Tampoco deben ocultarse estas auditorías. El Tribunal Supremo ha condenado recientemente al Consistorio de Madrid a entregar a los grupos de la oposición política un informe de auditoría sobre determinadas actividades de un instituto municipal de formación. ¿Qué decía el informe? Pues que los cursos no habían sido impartidos y que se falsificaron las firmas de los supuestos asistentes, por lo que se abrieron diligencias penales. Una compañía auditora había recibido el encargo de revisarlo y enviar su informe al Ministerio de Trabajo, que subvencionaba los cursos, a su vez, con fondos europeos. Por tanto, la auditoría era propiedad del Consistorio y debió distribuirla también a la oposición, dice la sentencia.

Como se puede ver, no es infrecuente que dinero público time a dinero público. Pocos quieren reintegrar una subvención no empleada y se utilizan los más diversos ingenios. Aquí el papel de los auditores debe ser implacable, aunque no es la panacea, ya que su labor se centra más en el «diagnóstico» que en la «prescripción».

Como contrapunto a tanta irregularidad, el día 5 de noviembre pasado, el presidente Sarkozy, pocas horas después de regresar del Chad con las cuatro azafatas españolas y los tres periodistas franceses, celebraba el 200.º aniversario de la fundación por Napoleón del Tribunal de Cuentas de Francia. En su discurso declaraba su prioridad en la lucha contra el fraude: «Cada responsable de un servicio público, de una Administración, deberá presentar un plan de lucha contra el fraude», afirmó enérgico.

Sin embargo, la declaración más profunda de ese aniversario era la renuncia al empleo «exclusivo» de las políticas de austeridad, que si no se complementan con reformas inteligentes, según su opinión, no reducen duraderamente el déficit y la deuda: «El racionamiento contable del gasto trae desorden al Estado, aumenta los despilfarros y agrava el déficit en lugar de reducirlo». Hay que reconocer que este Sarkozy tiene su punto.

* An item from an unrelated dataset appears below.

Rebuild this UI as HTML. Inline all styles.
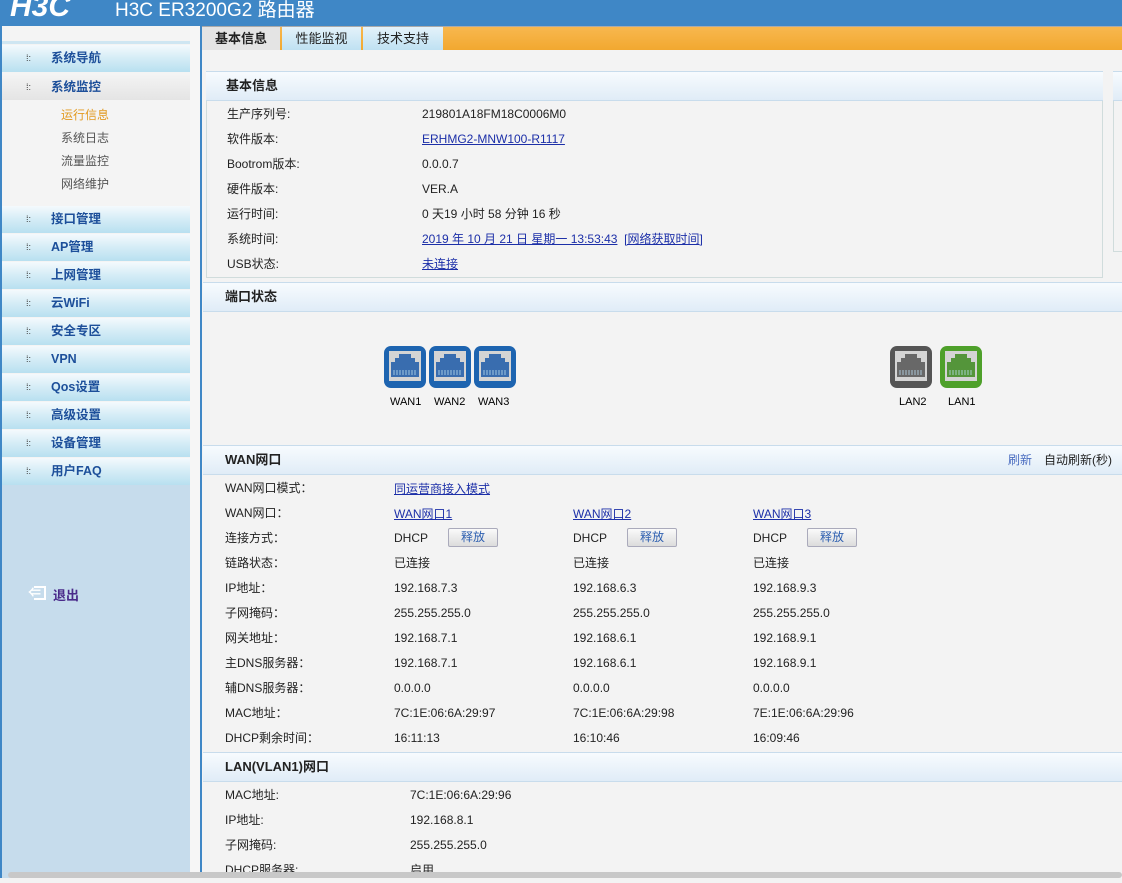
<!DOCTYPE html>
<html><head><meta charset="utf-8"><style>
*{margin:0;padding:0;box-sizing:border-box}
body{width:1122px;height:878px;overflow:hidden;background:#f3f3f3;font-family:"Liberation Sans","Noto Sans CJK SC",sans-serif;font-size:12px;color:#222;position:relative}
.a{position:absolute;white-space:nowrap;line-height:14px}
#hdr{left:0;top:0;width:1122px;height:26px;background:#3f87c6;color:#fff;font-size:19px}
.it{height:27px;background:linear-gradient(#f4fafd,#d4ecf6 50%,#b8e0f0);color:#1d4f9a;font-weight:bold;font-size:12.5px;line-height:27px;padding-left:49px;position:absolute;left:2px;width:188px}
.it:before{content:"⁞:";position:absolute;left:24px;color:#333;font-size:9px;font-weight:normal}
.sub{color:#555;position:absolute;left:61px;font-size:12px}
.hd{background:linear-gradient(#f7fbfe,#e0ecf7);border-top:1px solid #c8dcec;border-bottom:1px solid #c8dcec;height:30px;font-weight:bold;font-size:13px;line-height:28px;padding-left:22px;position:absolute}
a{color:#1c2fa8;text-decoration:underline}
.btn{position:absolute;width:50px;height:19px;border:1px solid #aab;background:linear-gradient(#fafafa,#dcdcdc);color:#2d5fb0;text-align:center;line-height:17px;font-size:12px;border-radius:2px}
.col{line-height:25px!important}
</style></head><body>
<div class="a" id="hdr"><span class="a" style="left:10px;top:-8px;font-size:30px;line-height:30px;font-weight:bold;font-style:italic">H3C</span><span class="a" style="left:115px;top:0;font-size:19px;line-height:22px">H3C ER3200G2 路由器</span></div>
<div class="a" style="left:0;top:26px;width:2px;height:852px;background:#3f87c6"></div>
<div class="a" style="left:2px;top:26px;width:188px;height:852px;background:#f4f4f4"></div>
<div class="a" style="left:2px;top:484px;width:188px;height:394px;background:#c6dcec"></div>
<div class="a" style="left:2px;top:41px;width:188px;height:3px;background:#cfe6f2"></div>
<div class="a" style="left:190px;top:26px;width:10px;height:852px;background:#f6f6f6"></div>
<div class="a" style="left:200px;top:26px;width:2px;height:852px;background:#3f87c6"></div>
<div class="it" style="top:45px">系统导航</div>
<div class="it" style="top:74px;background:linear-gradient(#f4f4f4,#e4e4e4);height:26px;line-height:26px">系统监控</div>
<div class="sub" style="top:106px;color:#e29a20">运行信息</div>
<div class="sub" style="top:129px">系统日志</div>
<div class="sub" style="top:152px">流量监控</div>
<div class="sub" style="top:175px">网络维护</div>
<div class="it" style="top:206px">接口管理</div>
<div class="it" style="top:234px">AP管理</div>
<div class="it" style="top:262px">上网管理</div>
<div class="it" style="top:290px">云WiFi</div>
<div class="it" style="top:318px">安全专区</div>
<div class="it" style="top:346px">VPN</div>
<div class="it" style="top:374px">Qos设置</div>
<div class="it" style="top:402px">高级设置</div>
<div class="it" style="top:430px">设备管理</div>
<div class="it" style="top:458px">用户FAQ</div>
<div class="a" style="left:34px;top:586px;width:12px;height:14px;border:2px solid #fff;border-left:none"></div>
<div class="a" style="left:28px;top:586px;color:#fff;font-size:13px;font-weight:bold">⇐</div>
<div class="a" style="left:53px;top:589px;color:#4a2a8a;font-size:13px;font-weight:bold">退出</div>
<!-- tabs -->
<div class="a" style="left:202px;top:26px;width:920px;height:24px;background:linear-gradient(#f8b850,#f2a830)"></div>
<div class="a" style="left:202px;top:26px;width:920px;height:1px;background:#aaa"></div>
<div class="a" style="left:202px;top:27px;width:78px;height:23px;background:#e4e4e4;font-weight:bold;font-size:13px;line-height:23px;text-align:center">基本信息</div>
<div class="a" style="left:282px;top:27px;width:79px;height:23px;background:linear-gradient(#e4f2fa,#bfe1f2);font-size:13px;line-height:23px;text-align:center">性能监视</div>
<div class="a" style="left:363px;top:27px;width:80px;height:23px;background:linear-gradient(#e4f2fa,#bfe1f2);font-size:13px;line-height:23px;text-align:center">技术支持</div>
<!-- basic info -->
<div class="a" style="left:206px;top:71px;width:897px;height:207px;border:1px solid #d0dcdc"></div>
<div class="a" style="left:1113px;top:71px;width:9px;height:181px;border:1px solid #d0dcdc;border-right:none"></div>
<div class="hd" style="left:206px;top:71px;width:897px;padding-left:20px">基本信息</div>
<div class="hd" style="left:1113px;top:71px;width:9px;padding:0"></div>
<div class="a col" style="left:227px;top:102px">生产序列号:<br>软件版本:<br>Bootrom版本:<br>硬件版本:<br>运行时间:<br>系统时间:<br>USB状态:</div>
<div class="a col" style="left:422px;top:102px">219801A18FM18C0006M0<br><a>ERHMG2-MNW100-R1117</a><br>0.0.0.7<br>VER.A<br>0 天19 小时 58 分钟 16 秒<br><a>2019 年 10 月 21 日 星期一 13:53:43</a>&nbsp;&nbsp;<a>[网络获取时间]</a><br><a>未连接</a></div>
<!-- ports -->
<div class="hd" style="left:203px;top:282px;width:919px">端口状态</div>
<svg class="a" style="left:380px;top:344px" width="610" height="70" font-family="Liberation Sans" font-size="11">
<defs><g id="p"><rect x="2" y="2" width="42" height="42" rx="7"/><rect x="7" y="7" width="32" height="30" fill="#d4d4d4"/><path d="M17 10h12v4h4v4h4v15H9V18h4v-4h4z" fill="currentColor" opacity=".85"/><path d="M12 26v5M15 26v5M18 26v5M21 26v5M24 26v5M27 26v5M30 26v5M33 26v5" stroke="#bde" stroke-width=".8"/></g></defs>
<g fill="#1d64b0" color="#1d5aa8"><use href="#p" x="2"/><use href="#p" x="47"/><use href="#p" x="92"/></g>
<g fill="#555" color="#555"><use href="#p" x="508"/></g><g fill="#4ea02a" color="#3d8a1e"><use href="#p" x="558"/></g>
<text x="10" y="61">WAN1</text><text x="54" y="61">WAN2</text><text x="98" y="61">WAN3</text><text x="519" y="61">LAN2</text><text x="568" y="61">LAN1</text></svg>
<!-- WAN -->
<div class="hd" style="left:203px;top:445px;width:919px">WAN网口</div>
<div class="a" style="left:1008px;top:453px;color:#4a6cc0">刷新</div><div class="a" style="left:1044px;top:453px">自动刷新(秒)</div>
<div class="a col" style="left:225px;top:476px">WAN网口模式：<br>WAN网口：<br>连接方式：<br>链路状态：<br>IP地址：<br>子网掩码：<br>网关地址：<br>主DNS服务器：<br>辅DNS服务器：<br>MAC地址：<br>DHCP剩余时间：</div>
<div class="a" style="left:394px;top:482px"><a>同运营商接入模式</a></div>
<div class="a" style="left:394px;top:507px"><a>WAN网口1</a></div><div class="a" style="left:573px;top:507px"><a>WAN网口2</a></div><div class="a" style="left:753px;top:507px"><a>WAN网口3</a></div>
<div class="a" style="left:394px;top:531px">DHCP</div><div class="btn" style="left:448px;top:528px">释放</div>
<div class="a" style="left:573px;top:531px">DHCP</div><div class="btn" style="left:627px;top:528px">释放</div>
<div class="a" style="left:753px;top:531px">DHCP</div><div class="btn" style="left:807px;top:528px">释放</div>
<div class="a col" style="left:394px;top:551px">已连接<br>192.168.7.3<br>255.255.255.0<br>192.168.7.1<br>192.168.7.1<br>0.0.0.0<br>7C:1E:06:6A:29:97<br>16:11:13</div>
<div class="a col" style="left:573px;top:551px">已连接<br>192.168.6.3<br>255.255.255.0<br>192.168.6.1<br>192.168.6.1<br>0.0.0.0<br>7C:1E:06:6A:29:98<br>16:10:46</div>
<div class="a col" style="left:753px;top:551px">已连接<br>192.168.9.3<br>255.255.255.0<br>192.168.9.1<br>192.168.9.1<br>0.0.0.0<br>7E:1E:06:6A:29:96<br>16:09:46</div>
<!-- LAN -->
<div class="hd" style="left:203px;top:752px;width:919px">LAN(VLAN1)网口</div>
<div class="a col" style="left:225px;top:783px">MAC地址:<br>IP地址:<br>子网掩码:<br>DHCP服务器:</div>
<div class="a col" style="left:410px;top:783px">7C:1E:06:6A:29:96<br>192.168.8.1<br>255.255.255.0<br>启用</div>
<div class="a" style="left:8px;top:872px;width:1114px;height:6px;background:#c8c8c8;border-radius:3px"></div>
</body></html>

Aunque a veces la austeridad es irremediable, como cuenta la prensa madrileña revelando que el Ayuntamiento de El Álamo suspende pagos, y sus 200 empleados, que no cobran, convocan concentraciones todos los días. Total falta de liquidez y quiebra real: una situación imposible si se aplicase la legislación presupuestaria y contable. Más extraño aún resulta que la «auditoría pública por excelencia» (o sea: la ciudadanía) no se escandalice ante tal caso y reclame medidas urgentes ejemplificadoras. Ello con el fin de que cuando otro Ayuntamiento sintiese la tentación de maquillar los presupuestos (ya sea incluyendo ingresos ficticios o gastando por encima de lo presupuestado) pudiera un interventor, con corazón de feldespato, alertar, cual soldado americano: «¡Alcalde, acordaos de El Álamo!».

Antonio Arias Rodríguez es síndico de Cuentas del Principado.